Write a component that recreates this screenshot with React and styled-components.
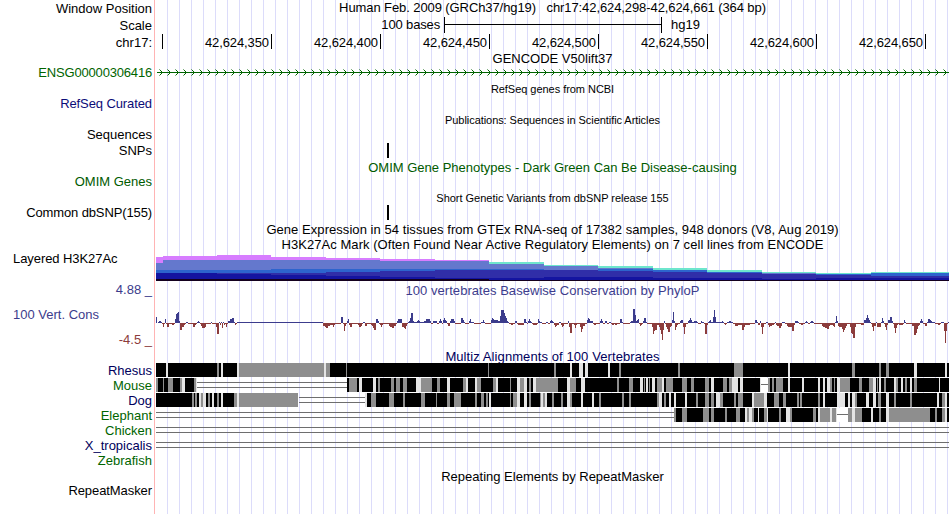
import React from 'react';
import styled, { createGlobalStyle } from 'styled-components';

const GlobalStyle = createGlobalStyle`
  body {
    margin: 0;
    background: #fff;
  }
`;

const INK = '#000';
const GREEN = '#006400';
const OMIM_GREEN = '#005a00';
const NAVY = '#0c0c78';
const DEEP_NAVY = '#00005c';
const SIGNAL_BLUE = '#3c3c8c';
const SIGNAL_RED = '#8c3c3c';

const Browser = styled.div`
  display: flex;
  flex-direction: column;
  width: 949px;
  height: 514px;
  overflow: hidden;
  font-family: 'Liberation Sans', Arial, sans-serif;
  font-size: 13px;
  line-height: 17px;
  white-space: pre;
  background:
    linear-gradient(#ffb4b4, #ffb4b4) 154px 0 / 1px 100% no-repeat,
    repeating-linear-gradient(to right, #dcdcfa 0 1px, transparent 1px 12px) 167px 0 / 782px 100% no-repeat,
    #fff;
`;

const Row = styled.div`
  display: flex;
  flex: none;
  height: ${(p) => p.$height}px;
`;

const LabelColumn = styled.div`
  flex: none;
  width: 156px;
  box-sizing: border-box;
  padding-right: 4px;
`;

const Label = styled.div`
  text-align: ${(p) => (p.$left ? 'left' : 'right')};
  padding-left: ${(p) => (p.$left ? 13 : 0)}px;
  margin-top: ${(p) => p.$top || 0}px;
  color: ${(p) => p.$color || INK};
  letter-spacing: ${(p) => p.$track || 0}px;
`;

const Title = styled.div`
  flex: 1;
  text-align: center;
  margin-top: ${(p) => p.$top || 0}px;
  font-size: ${(p) => (p.$small ? 11 : 13)}px;
  color: ${(p) => p.$color || INK};
  letter-spacing: ${(p) => p.$track || 0}px;
`;

const Plot = styled.svg`
  display: block;
  flex: none;
  width: 793px;
  height: ${(p) => p.$height}px;
  shape-rendering: ${(p) => (p.$smooth ? 'auto' : 'crispEdges')};
`;

const ScaleBar = styled.div`
  display: flex;
  width: 793px;
  height: 16px;
  line-height: 15px;
`;

const ScaleText = styled.span`
  width: 284px;
  text-align: right;
  letter-spacing: -0.15px;
`;

const ScaleLine = styled.div`
  width: 216px;
  margin: 0 9px 0 4px;
  border: solid #000;
  border-width: 0 1px;

  &::after {
    content: '';
    display: block;
    height: 1px;
    margin-top: 7px;
    background: #000;
  }
`;

const Ruler = styled.div`
  display: flex;
  height: 15px;
`;

const RulerCell = styled.div`
  box-sizing: border-box;
  width: ${(p) => p.$width}px;
  height: 15px;
  padding-right: 2px;
  border-right: 1px solid #000;
  text-align: right;
  letter-spacing: -0.1px;
`;

const Variant = styled.div`
  width: 2px;
  height: 15px;
  margin: 1px 0 0 231px;
  background: #000;
`;

const positions = ['42,624,350', '42,624,400', '42,624,450', '42,624,500', '42,624,550', '42,624,600', '42,624,650'];

// Each entry is [x, outer colour, top of each layer from the outermost down]
const PINK = '#d77dff';
const TEAL = '#6ee6cd';
const layerColors = ['#6478cd', '#2d64cd', '#302ea8', '#1414a0', '#14001e'];
const histone = [
  [156, PINK, 257, 263, 270, 273, 273, 279],
  [163, PINK, 256, 260, 270, 273, 273, 279],
  [217, PINK, 255, 260, 270, 273, 274, 279],
  [271, PINK, 257, 260, 269, 273, 275, 279],
  [326, PINK, 258, 260, 269, 272, 276, 279],
  [380, PINK, 259, 261, 269, 271, 277, 279],
  [435, PINK, 260, 261, 269, 270, 278, 279],
  [489, TEAL, 262, 264, 269, 270, 278, 280],
  [544, TEAL, 265, 266, 270, 270, 277, 280],
  [598, TEAL, 266, 268, 269, 271, 277, 280],
  [653, TEAL, 268, 270, 270, 272, 278, 280],
  [707, TEAL, 270, 272, 272, 273, 278, 280],
  [762, TEAL, 272, 273, 274, 274, 279, 280],
  [816, TEAL, 273, 274, 274, 275, 278, 280],
  [871, TEAL, 272, 273, 273, 276, 278, 280],
];

// [x, score]: every score holds until the next x
const phyloP = [
  [156, 6], [157, 0], [158, 1], [159, 2], [161, 1], [162, -1], [163, -4], [164, -1], [165, 4], [166, -1],
  [167, -4], [169, -1], [172, -2], [174, -1], [175, 4], [176, 9], [177, 10], [178, 11], [179, 2], [180, -7],
  [182, -4], [184, -2], [185, -1], [186, 1], [188, -1], [193, -4], [195, -2], [196, -1], [197, 1], [198, 2],
  [199, 1], [200, -1], [201, -3], [202, -5], [205, -4], [206, -1], [211, 1], [212, -1], [216, -4], [217, -11],
  [219, 1], [220, -2], [221, 1], [222, -5], [223, 1], [224, -2], [225, -1], [226, -4], [227, -1], [228, 2],
  [230, 4], [232, 5], [234, 1], [235, -2], [236, -1], [237, 1], [323, -3], [325, -4], [326, -5], [328, -3],
  [330, -2], [333, -4], [334, -2], [335, -1], [341, 6], [343, -1], [344, -8], [345, -3], [346, -1], [347, 2],
  [348, 4], [349, -2], [350, -4], [352, -1], [358, -2], [359, -4], [361, -3], [362, -1], [363, 1], [365, -3],
  [367, -1], [371, -2], [372, -3], [373, -5], [374, -7], [376, 4], [378, 2], [379, -1], [380, -2], [381, -4],
  [382, -2], [383, -1], [389, -3], [390, -4], [392, -5], [394, -3], [396, -1], [397, 2], [398, 4], [402, -4],
  [404, -5], [405, -6], [406, -3], [407, -1], [408, 1], [409, 2], [410, 5], [411, 10], [413, 2], [414, 1],
  [417, 2], [418, 3], [419, 2], [420, 1], [424, 2], [426, 4], [430, 2], [431, -1], [433, 2], [437, -1],
  [439, 2], [440, 4], [441, 2], [442, -1], [443, 3], [444, 5], [445, 3], [446, 2], [447, -1], [448, -3],
  [450, 2], [451, 4], [454, 2], [455, -1], [461, 5], [463, 3], [464, 1], [465, -1], [469, 2], [470, 4],
  [471, 1], [474, -1], [481, 1], [483, 3], [484, 1], [485, -1], [491, 3], [492, 5], [493, 4], [494, 3],
  [498, 2], [500, 7], [501, 13], [504, 10], [505, 7], [506, 5], [507, 2], [508, 1], [509, -1], [511, -2],
  [513, -1], [515, 2], [517, -1], [518, -2], [524, 4], [526, 1], [527, -1], [528, 2], [529, 4], [530, 2],
  [531, 1], [532, -1], [533, -2], [537, -1], [538, 4], [539, 2], [540, 1], [542, -1], [546, 1], [548, -1],
  [550, 2], [551, 3], [552, 2], [553, 1], [554, -2], [555, -4], [556, -3], [557, -2], [559, 1], [561, -2],
  [562, -4], [563, -3], [564, -1], [568, 2], [569, -4], [570, -10], [572, -1], [574, -2], [575, -5], [576, -2],
  [577, -1], [580, -4], [581, -9], [582, -6], [583, -3], [585, -1], [587, 3], [588, 5], [589, 4], [590, 2],
  [593, -1], [594, -2], [596, -1], [600, 2], [601, 4], [602, 2], [603, -1], [605, 2], [607, -1], [609, 1],
  [611, -1], [612, -2], [614, -1], [615, -2], [617, -1], [620, 4], [622, 1], [623, -1], [630, 1], [631, 2],
  [633, 14], [635, 8], [636, 2], [637, 3], [638, 4], [639, -1], [640, -3], [641, -2], [642, -1], [643, 2],
  [644, 5], [646, 1], [647, -1], [652, -4], [653, -11], [654, -8], [655, -7], [657, -2], [659, -4], [660, -7],
  [661, -11], [662, -17], [663, -7], [664, 2], [665, -1], [666, -4], [667, -6], [668, -9], [670, -4], [671, -3],
  [672, 3], [673, 11], [674, 2], [675, -7], [676, -4], [677, -2], [678, -1], [680, 2], [681, 3], [683, -4],
  [684, -11], [685, -4], [686, -1], [688, 2], [689, 3], [690, 5], [691, 3], [692, 1], [694, 2], [697, 1],
  [698, -1], [701, 2], [702, 1], [704, -1], [705, -11], [707, -2], [708, 1], [709, 2], [710, 3], [711, 1],
  [713, 6], [714, 13], [715, 6], [716, 1], [722, 2], [723, 1], [724, -1], [725, -2], [726, -1], [727, 1],
  [729, 2], [731, 1], [733, -1], [735, -3], [738, -2], [742, -7], [744, -4], [745, -2], [750, -1], [755, 3],
  [757, 1], [758, -2], [760, 2], [761, -4], [762, -11], [763, -4], [764, -1], [766, 1], [768, -2], [769, -4],
  [770, -3], [772, -2], [774, -1], [775, 1], [776, -2], [777, -3], [779, -5], [781, -3], [782, 1], [785, -1],
  [787, -3], [788, -4], [792, -8], [794, -2], [795, 2], [798, 1], [799, -1], [801, -2], [803, -1], [805, 1],
  [806, 2], [807, 1], [808, -1], [810, 1], [811, 2], [813, 1], [814, -1], [822, -3], [823, -4], [825, -5],
  [827, -6], [829, -3], [830, -2], [833, -3], [834, -4], [835, 1], [836, 7], [837, 2], [838, -3], [839, -4],
  [842, -6], [843, -9], [844, -7], [845, -5], [846, -3], [847, -1], [850, -4], [851, -10], [852, -11], [853, -15],
  [855, -4], [856, -1], [861, -2], [864, 3], [866, 5], [867, 8], [868, 5], [869, 3], [870, 1], [871, -1],
  [872, -4], [873, -8], [874, -3], [876, 1], [877, -4], [881, 1], [882, 5], [883, 2], [884, -1], [885, -4],
  [886, -7], [887, -2], [888, 3], [890, 6], [892, 2], [893, -1], [894, -5], [895, -10], [896, -5], [897, -2],
  [898, -1], [899, -2], [903, -1], [904, 3], [905, 1], [906, -1], [912, -3], [914, -12], [916, -10], [917, -6],
  [918, -3], [919, -2], [920, 2], [921, 4], [922, 2], [923, -1], [925, -3], [927, 1], [928, 4], [930, 3],
  [931, 2], [932, 1], [935, -1], [938, -2], [940, -1], [941, 1], [944, -8], [945, -20], [946, -8], [947, -1],
  [948, 1], [949, 0],
];

// Bars are black with grey and pale stretches given as [x, width]
const species = [
  {
    name: 'Rhesus',
    color: DEEP_NAVY,
    bars: [[156, 793]],
    grey: [[217, 2], [239, 85], [326, 4], [346, 1], [488, 1], [554, 2], [619, 2], [678, 2], [734, 9], [852, 3], [879, 2], [886, 3]],
    pale: [[166, 2], [221, 2], [237, 2], [324, 2], [570, 2], [579, 4], [585, 3], [608, 2], [788, 2], [914, 3], [945, 2]],
  },
  {
    name: 'Mouse',
    color: GREEN,
    bars: [[156, 41], [347, 414], [768, 181]],
    double: [[197, 150]],
    single: [[761, 7]],
    grey: [
      [156, 2], [163, 1], [168, 5], [180, 2], [194, 2], [349, 8], [378, 2], [391, 3], [396, 4], [403, 4],
      [421, 11], [437, 3], [463, 3], [477, 4], [493, 3], [510, 1], [520, 4], [529, 2], [536, 22], [570, 6],
      [617, 2], [629, 4], [644, 1], [649, 1], [657, 5], [666, 7], [682, 5], [691, 3], [705, 4], [723, 4],
      [729, 3], [768, 2], [772, 2], [776, 7], [830, 2], [834, 1], [840, 10], [859, 3], [869, 4], [877, 1],
      [884, 2], [896, 2], [905, 2], [914, 3],
    ],
    pale: [
      [182, 3], [196, 1], [359, 3], [373, 3], [416, 5], [447, 3], [466, 2], [475, 2], [496, 2], [517, 3],
      [524, 3], [533, 3], [567, 3], [581, 4], [640, 3], [646, 2], [652, 3], [662, 2], [711, 3], [732, 6],
      [740, 3], [760, 1], [788, 2], [802, 2], [818, 2], [823, 2], [827, 3], [837, 3], [873, 3], [879, 2],
      [894, 2], [901, 2], [910, 2], [939, 1],
    ],
  },
  {
    name: 'Dog',
    color: DEEP_NAVY,
    bars: [[156, 142], [365, 584]],
    double: [[299, 66]],
    grey: [
      [192, 2], [195, 2], [201, 2], [208, 2], [217, 2], [234, 3], [239, 59], [371, 5], [389, 5], [403, 2],
      [421, 4], [436, 1], [447, 3], [454, 7], [475, 2], [481, 3], [486, 2], [510, 1], [513, 4], [529, 2],
      [540, 1], [543, 2], [552, 2], [561, 2], [570, 2], [599, 2], [622, 2], [629, 2], [657, 2], [664, 2],
      [696, 2], [705, 4], [711, 3], [720, 3], [734, 2], [738, 5], [754, 10], [774, 5], [783, 3], [797, 2],
      [800, 2], [818, 2], [855, 2], [878, 3], [894, 2], [910, 2], [942, 3],
    ],
    pale: [
      [199, 2], [203, 3], [212, 2], [221, 2], [237, 2], [365, 2], [489, 2], [517, 3], [524, 3], [541, 2],
      [545, 2], [567, 3], [581, 2], [592, 2], [659, 3], [669, 2], [674, 2], [685, 2], [716, 4], [752, 2],
      [764, 3], [823, 2], [837, 8], [848, 2], [852, 3], [866, 3], [873, 3], [886, 3], [937, 2], [945, 2],
    ],
  },
  {
    name: 'Elephant',
    color: GREEN,
    bars: [[674, 163], [848, 101]],
    double: [[156, 518]],
    single: [[837, 11]],
    grey: [
      [674, 2], [682, 5], [703, 6], [711, 3], [725, 2], [736, 4], [747, 2], [752, 2], [764, 3], [779, 2],
      [790, 2], [813, 3], [820, 10], [832, 4], [848, 4], [855, 7], [879, 2], [889, 41], [935, 2], [942, 3],
    ],
    pale: [[745, 2], [749, 3], [758, 1], [767, 1], [786, 4], [818, 2], [830, 2], [836, 1], [852, 3], [871, 2], [886, 3], [945, 2]],
  },
  { name: 'Chicken', color: GREEN, double: [[156, 793]] },
  { name: 'X_tropicalis', color: DEEP_NAVY, double: [[156, 793]] },
  { name: 'Zebrafish', color: GREEN },
];

const TitleRow = ({ height, children, ...rest }) => (
  <Row $height={height}>
    <LabelColumn />
    <Title {...rest}>{children}</Title>
  </Row>
);

const LabelRow = ({ height, label, children, ...rest }) => (
  <Row $height={height}>
    <LabelColumn>
      <Label {...rest}>{label}</Label>
    </LabelColumn>
    {children}
  </Row>
);

const GeneArrows = () => (
  <Plot viewBox="156 64 793 16" $height={16} $smooth>
    <rect x="157" y="72" width="792" height="1" fill={GREEN} />
    {Array.from({ length: 99 }, (_, i) => (
      <path key={i} d={`M${159.5 + i * 8} 69.5l3 3l-3 3`} fill="none" stroke={GREEN} strokeWidth="1" />
    ))}
  </Plot>
);

const HistonePlot = () => (
  <Plot viewBox="156 250 793 32" $height={32}>
    {histone.map(([x, outer, ...tops], i) => {
      const end = i + 1 < histone.length ? histone[i + 1][0] : 949;
      return [outer, ...layerColors].map((fill, layer) => (
        <rect key={`${x}-${layer}`} x={x} y={tops[layer]} width={end - x} height={281 - tops[layer]} fill={fill} />
      ));
    })}
  </Plot>
);

const ConservationPlot = () => (
  <Plot viewBox="156 299 793 49" $height={49}>
    {phyloP.slice(0, -1).map(([x, score], i) => (
      <rect
        key={x}
        x={x}
        y={score > 0 ? 323 - score : 323}
        width={phyloP[i + 1][0] - x}
        height={Math.abs(score)}
        fill={score > 0 ? SIGNAL_BLUE : SIGNAL_RED}
      />
    ))}
  </Plot>
);

const Blocks = ({ items = [], y = 0, height = 14, fill }) =>
  items.map(([x, width]) => <rect key={x} x={x} y={y} width={width} height={height} fill={fill} />);

const AlignmentPlot = ({ bars, grey, pale, double, single }) => (
  <Plot viewBox="156 0 793 15" $height={15}>
    <Blocks items={single} height={14} fill="#fff" />
    <Blocks items={double} y={4} height={1} fill="#6e6e6e" />
    <Blocks items={double} y={9} height={1} fill="#6e6e6e" />
    <Blocks items={single} y={6} height={1} fill="#6e6e6e" />
    <Blocks items={bars} fill="#000" />
    <Blocks items={grey} fill="#8e8e8e" />
    <Blocks items={pale} fill="#e4e4e4" />
  </Plot>
);

const App = () => (
  <>
    <GlobalStyle />
    <Browser>
      <LabelRow height={17} label="Window Position">
        <Title $top={-1} $track={-0.09}>
          {'Human Feb. 2009 (GRCh37/hg19)   chr17:42,624,298-42,624,661 (364 bp)'}
        </Title>
      </LabelRow>
      <LabelRow height={17} label="Scale">
        <ScaleBar>
          <ScaleText>100 bases</ScaleText>
          <ScaleLine />
          <span>hg19</span>
        </ScaleBar>
      </LabelRow>
      <LabelRow height={16} label="chr17:">
        <Ruler>
          <RulerCell $width={7} />
          {positions.map((position) => (
            <RulerCell key={position} $width={109}>
              {position}
            </RulerCell>
          ))}
        </Ruler>
      </LabelRow>
      <TitleRow height={14}>GENCODE V50lift37</TitleRow>
      <LabelRow height={16} label="ENSG00000306416" $color={GREEN} $track={-0.18}>
        <GeneArrows />
      </LabelRow>
      <TitleRow height={15} $small $top={1} $track={-0.04}>RefSeq genes from NCBI</TitleRow>
      <LabelRow height={16} label="RefSeq Curated" $color={NAVY} $track={-0.1} />
      <TitleRow height={15} $small $top={1} $track={-0.06}>Publications: Sequences in Scientific Articles</TitleRow>
      <LabelRow height={16} label="Sequences" />
      <LabelRow height={17} label="SNPs">
        <Variant />
      </LabelRow>
      <TitleRow height={14} $color={OMIM_GREEN}>OMIM Gene Phenotypes - Dark Green Can Be Disease-causing</TitleRow>
      <LabelRow height={16} label="OMIM Genes" $color={OMIM_GREEN} />
      <TitleRow height={15} $small $top={1} $track={-0.02}>Short Genetic Variants from dbSNP release 155</TitleRow>
      <LabelRow height={17} label="Common dbSNP(155)" $track={-0.12}>
        <Variant />
      </LabelRow>
      <TitleRow height={15} $track={0.055}>Gene Expression in 54 tissues from GTEx RNA-seq of 17382 samples, 948 donors (V8, Aug 2019)</TitleRow>
      <TitleRow height={14} $track={0.05}>H3K27Ac Mark (Often Found Near Active Regulatory Elements) on 7 cell lines from ENCODE</TitleRow>
      <LabelRow height={32} label="Layered H3K27Ac" $left $track={-0.07}>
        <HistonePlot />
      </LabelRow>
      <LabelRow height={17} label="4.88 _" $color={SIGNAL_BLUE} $top={-1}>
        <Title $color={SIGNAL_BLUE} $track={0.04}>100 vertebrates Basewise Conservation by PhyloP</Title>
      </LabelRow>
      <Row $height={49}>
        <LabelColumn>
          <Label $left $top={7} $color={SIGNAL_BLUE}>100 Vert. Cons</Label>
          <Label $top={8} $color={SIGNAL_RED}>-4.5 _</Label>
        </LabelColumn>
        <ConservationPlot />
      </Row>
      <TitleRow height={15} $color={DEEP_NAVY} $track={0.09}>Multiz Alignments of 100 Vertebrates</TitleRow>
      {species.map(({ name, color, ...alignment }) => (
        <LabelRow key={name} height={15} label={name} $color={color} $top={-1}>
          <AlignmentPlot {...alignment} />
        </LabelRow>
      ))}
      <TitleRow height={14}>Repeating Elements by RepeatMasker</TitleRow>
      <LabelRow height={32} label="RepeatMasker" $track={-0.08} />
    </Browser>
  </>
);

export default App;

:::

Using the listing above, list every line in which the string "React" occurs.

» RESULT OF THE TASK:
Write a component that recreates this screenshot with React and styled-components.
import React from 'react';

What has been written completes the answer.